RALEIGH, N.C. — With NCUA mandating last year that all federally insured CUs with assets of $10 billion or more begin "stress tests" this year, State Employees' CU (SECU) here has published results of its own internal stress testing.
SECU used Federal Reserve Bank stress test macro-economic model assumptions from September 2014 as a guide in its stress testing, the same scenarios used by the largest U.S. banks and NCUA. Under these variables, capital must remain above 5% over a nine-quarter projection, even under the "severely adverse" scenario.
Moody's Analytics also created six unique credit loss models for SECU, and the results of all tests showed that the credit union is strongly capitalized and can withstand even a "severely adverse" environment.

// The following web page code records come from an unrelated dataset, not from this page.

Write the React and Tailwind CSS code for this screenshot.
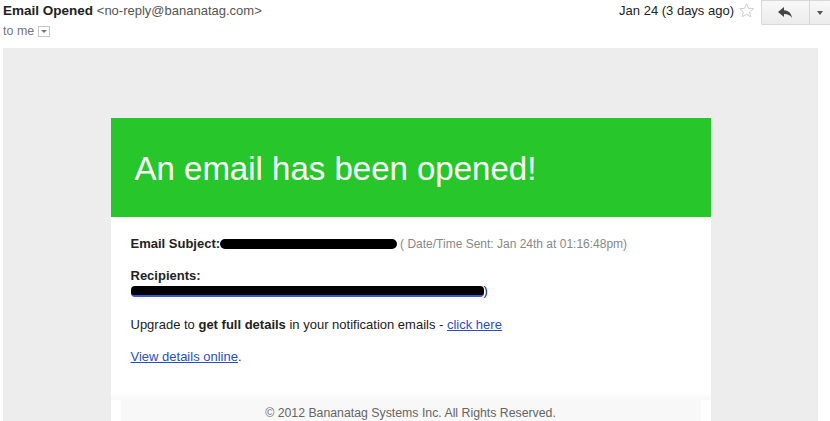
import React from 'react';

const ReplyIcon = () => (
  <svg width="16" height="12" viewBox="0 0 16 12">
    <path d="M6 0 L0 5 L6 10 L6 7 C10 7 12 8 14 11 C13.5 6.5 11 3.5 6 3.2 Z" fill="#444" />
  </svg>
);

const Star = () => (
  <svg width="17" height="17" viewBox="0 0 24 24">
    <path
      d="M12 2.5 L14.8 9 L21.8 9.5 L16.4 14 L18.1 21 L12 17.2 L5.9 21 L7.6 14 L2.2 9.5 L9.2 9 Z"
      fill="none"
      stroke="#c8c8c8"
      strokeWidth="1.3"
    />
  </svg>
);

const App = () => {
  return (
    <div className="w-[830px] h-[421px] overflow-hidden bg-white font-['Liberation_Sans',Arial,sans-serif]">
      {/* Message header */}
      <div className="flex h-[48px]">
        <div className="pl-[3px] pt-[2px] flex-1">
          <div className="text-[13.5px] leading-[18px] text-[#222]">
            <span className="font-bold">Email Opened</span>{' '}
            <span className="text-[#555] text-[13px]">&lt;no-reply@bananatag.com&gt;</span>
          </div>
          <div className="flex items-center mt-[3px] text-[12.5px] text-[#777] leading-[16px]">
            to me
            <span className="ml-[4px] w-[12px] h-[11px] border border-[#c6c6c6] flex items-center justify-center">
              <span className="w-0 h-0 border-l-[3px] border-r-[3px] border-t-[3px] border-l-transparent border-r-transparent border-t-[#777]" />
            </span>
          </div>
        </div>
        <div className="flex items-start">
          <span className="text-[13px] text-[#222] leading-[18px] pt-[2px] mr-[4px]">Jan 24 (3 days ago)</span>
          <span className="pt-[2px] mr-[6px]"><Star /></span>
          <div className="flex h-[25px] border border-[#d8d8d8] border-r-0 rounded-bl-[2px] bg-gradient-to-b from-[#f8f8f8] to-[#ececec]">
            <div className="w-[48px] flex items-center justify-center border-r border-[#d8d8d8]">
              <ReplyIcon />
            </div>
            <div className="w-[20px] flex items-center justify-center">
              <span className="w-0 h-0 border-l-[3px] border-r-[3px] border-t-[4px] border-l-transparent border-r-transparent border-t-[#555]" />
            </div>
          </div>
        </div>
      </div>

      {/* Email body */}
      <div className="ml-[3px] w-[815px] bg-[#ededed] pt-[70px] h-[373px]">
        <div className="mx-auto w-[600px] bg-white">
          <div className="bg-[#27c72b] h-[99px] pl-[24px] flex items-center">
            <h1 className="text-white text-[33px] leading-[36px] pt-[2px]">An email has been opened!</h1>
          </div>
          <div className="px-[20px] pt-[19px] text-[13px] text-[#222] leading-[16px]">
            <p className="flex items-center">
              <span className="font-bold">Email Subject:</span>
              <span className="inline-block w-[177px] h-[10px] bg-black rounded-[5px]" />
              <span className="text-[12px] text-[#888] ml-[3px]">( Date/Time Sent: Jan 24th at 01:16:48pm)</span>
            </p>
            <p className="font-bold mt-[16px]">Recipients:</p>
            <p className="flex items-center h-[14px]">
              <span className="inline-block w-[353px] h-[11px] bg-black rounded-[4px] border-b-2 border-[#3b59c9]" />
              <span className="text-[#222]">)</span>
            </p>
            <p className="mt-[19px]">
              Upgrade to <span className="font-bold">get full details</span> in your notification emails -{' '}
              <a className="text-[#2a4fbf] underline" href="#">click here</a>
            </p>
            <p className="mt-[16px]">
              <a className="text-[#2a4fbf] underline" href="#">View details online</a>.
            </p>
          </div>
          <div className="mt-[27px] bg-gradient-to-b from-white to-[#f8f8f8] h-[8px]" />
          <div className="mx-[10px] bg-[#f8f8f8] pt-[5px] pb-[10px] text-center text-[12.3px] text-[#666] leading-[16px]">
            © 2012 Bananatag Systems Inc. All Rights Reserved.
          </div>
        </div>
      </div>
    </div>
  );
};

export default App;
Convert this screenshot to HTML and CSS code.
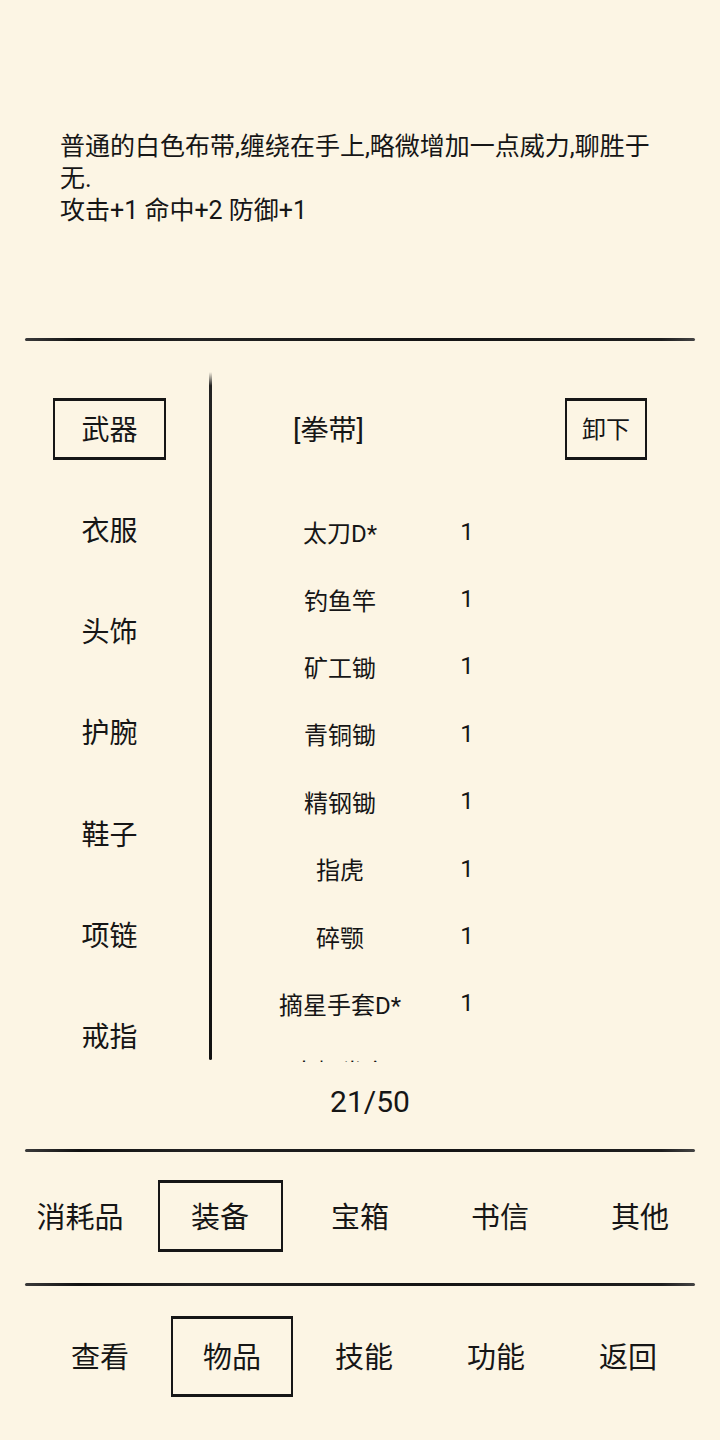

"Results of applying large bank 'stress tests' to SECU balance sheets reflect that our Credit Union's capital levels currently exceed the capital requirements imposed on large banks," SECU CFO Mike Lord said in a statement. "The voluntary publication of our internal stress test results provides assurance to the member-owners of SECU of our ability to withstand severe economic conditions similar to those experienced in our country over the past 5+ years."
Lord added that the CU has also conducted capital comparisons using FDIC and BASEL standards applied to U.S. banks, showing that the credit union already exceeds proposed capital requirements it must meet by 2019.
"A strong capital and liquidity foundation are key elements of a safe and sound financial institution," he said. "We are pleased with our positive results in these new capital/stress test exercises."